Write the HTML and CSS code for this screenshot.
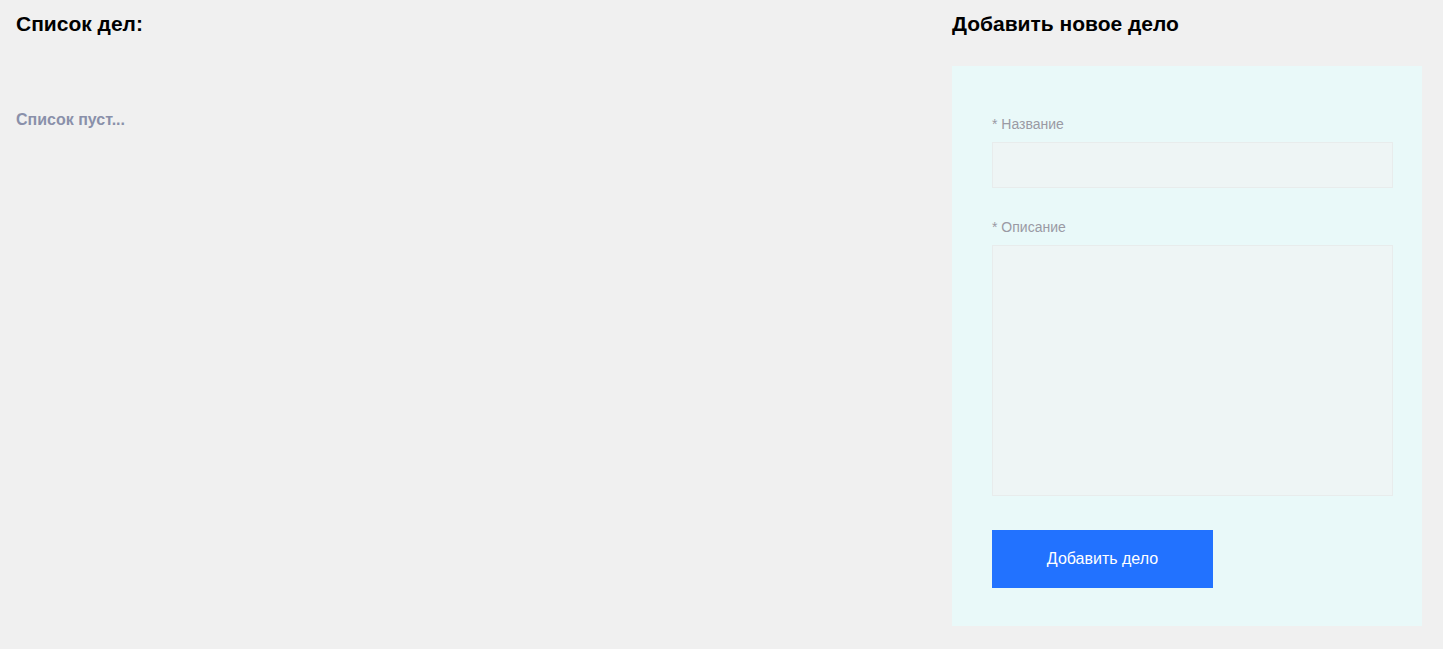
FILE: index.html
```html
<!DOCTYPE html>
<html lang="ru">
<head>
<meta charset="utf-8">
<title>Список дел</title>
<link rel="stylesheet" href="styles.css">
</head>
<body>
<div class="page">
  <section class="list-col">
    <h2 class="title">Список дел:</h2>
    <p class="empty">Список пуст...</p>
  </section>
  <section class="form-col">
    <h2 class="title">Добавить новое дело</h2>
    <form class="panel">
      <label class="label" for="name">* Название</label>
      <input class="field input" id="name" type="text">
      <label class="label label-2" for="desc">* Описание</label>
      <textarea class="field textarea" id="desc"></textarea>
      <button class="btn" type="button">Добавить дело</button>
    </form>
  </section>
</div>
</body>
</html>
```
FILE: styles.css
```css
html, body {
  margin: 0;
  padding: 0;
  background: #f0f0f0;
  font-family: "Liberation Sans", Arial, sans-serif;
}
.page {
  display: flex;
  padding: 10px 21px 0 16px;
  gap: 0;
}
.list-col {
  flex: 1;
}
.form-col {
  width: 470px;
  display: flex;
  flex-direction: column;
}
.title {
  margin: 0;
  font-size: 21px;
  line-height: 28px;
  font-weight: bold;
  color: #000;
}
.empty {
  margin: 73px 0 0;
  font-size: 16px;
  line-height: 18px;
  font-weight: bold;
  color: #8a90aa;
}
.panel {
  margin-top: 28px;
  background: #e9f9f9;
  padding: 50px 29px 38px 40px;
  display: flex;
  flex-direction: column;
  align-items: flex-start;
}
.label {
  font-size: 14px;
  line-height: 16px;
  color: #9a9aa4;
  margin-bottom: 10px;
}
.label-2 {
  margin-top: 31px;
}
.field {
  box-sizing: border-box;
  width: 100%;
  background: #eef5f5;
  border: 1px solid #e8ecec;
  margin: 0;
  padding: 0;
  font-family: inherit;
  outline: none;
}
.input {
  height: 46px;
}
.textarea {
  height: 251px;
  resize: none;
  display: block;
}
.btn {
  margin-top: 34px;
  width: 221px;
  height: 58px;
  border: none;
  background: #2272ff;
  color: #fff;
  font-family: inherit;
  font-size: 16px;
  padding: 0;
}
```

◆ ◆ ◆ ◆ ◆ ◆ ◆

> **WRITTEN TASK**: Without the pictures, transcribe the listing above exactly.

> **EXPECTED ANSWER**:
Write the HTML and CSS code for this screenshot.
FILE: index.html
```html
<!DOCTYPE html>
<html lang="ru">
<head>
<meta charset="utf-8">
<title>Список дел</title>
<link rel="stylesheet" href="styles.css">
</head>
<body>
<div class="page">
  <section class="list-col">
    <h2 class="title">Список дел:</h2>
    <p class="empty">Список пуст...</p>
  </section>
  <section class="form-col">
    <h2 class="title">Добавить новое дело</h2>
    <form class="panel">
      <label class="label" for="name">* Название</label>
      <input class="field input" id="name" type="text">
      <label class="label label-2" for="desc">* Описание</label>
      <textarea class="field textarea" id="desc"></textarea>
      <button class="btn" type="button">Добавить дело</button>
    </form>
  </section>
</div>
</body>
</html>
```
FILE: styles.css
```css
html, body {
  margin: 0;
  padding: 0;
  background: #f0f0f0;
  font-family: "Liberation Sans", Arial, sans-serif;
}
.page {
  display: flex;
  padding: 10px 21px 0 16px;
  gap: 0;
}
.list-col {
  flex: 1;
}
.form-col {
  width: 470px;
  display: flex;
  flex-direction: column;
}
.title {
  margin: 0;
  font-size: 21px;
  line-height: 28px;
  font-weight: bold;
  color: #000;
}
.empty {
  margin: 73px 0 0;
  font-size: 16px;
  line-height: 18px;
  font-weight: bold;
  color: #8a90aa;
}
.panel {
  margin-top: 28px;
  background: #e9f9f9;
  padding: 50px 29px 38px 40px;
  display: flex;
  flex-direction: column;
  align-items: flex-start;
}
.label {
  font-size: 14px;
  line-height: 16px;
  color: #9a9aa4;
  margin-bottom: 10px;
}
.label-2 {
  margin-top: 31px;
}
.field {
  box-sizing: border-box;
  width: 100%;
  background: #eef5f5;
  border: 1px solid #e8ecec;
  margin: 0;
  padding: 0;
  font-family: inherit;
  outline: none;
}
.input {
  height: 46px;
}
.textarea {
  height: 251px;
  resize: none;
  display: block;
}
.btn {
  margin-top: 34px;
  width: 221px;
  height: 58px;
  border: none;
  background: #2272ff;
  color: #fff;
  font-family: inherit;
  font-size: 16px;
  padding: 0;
}
```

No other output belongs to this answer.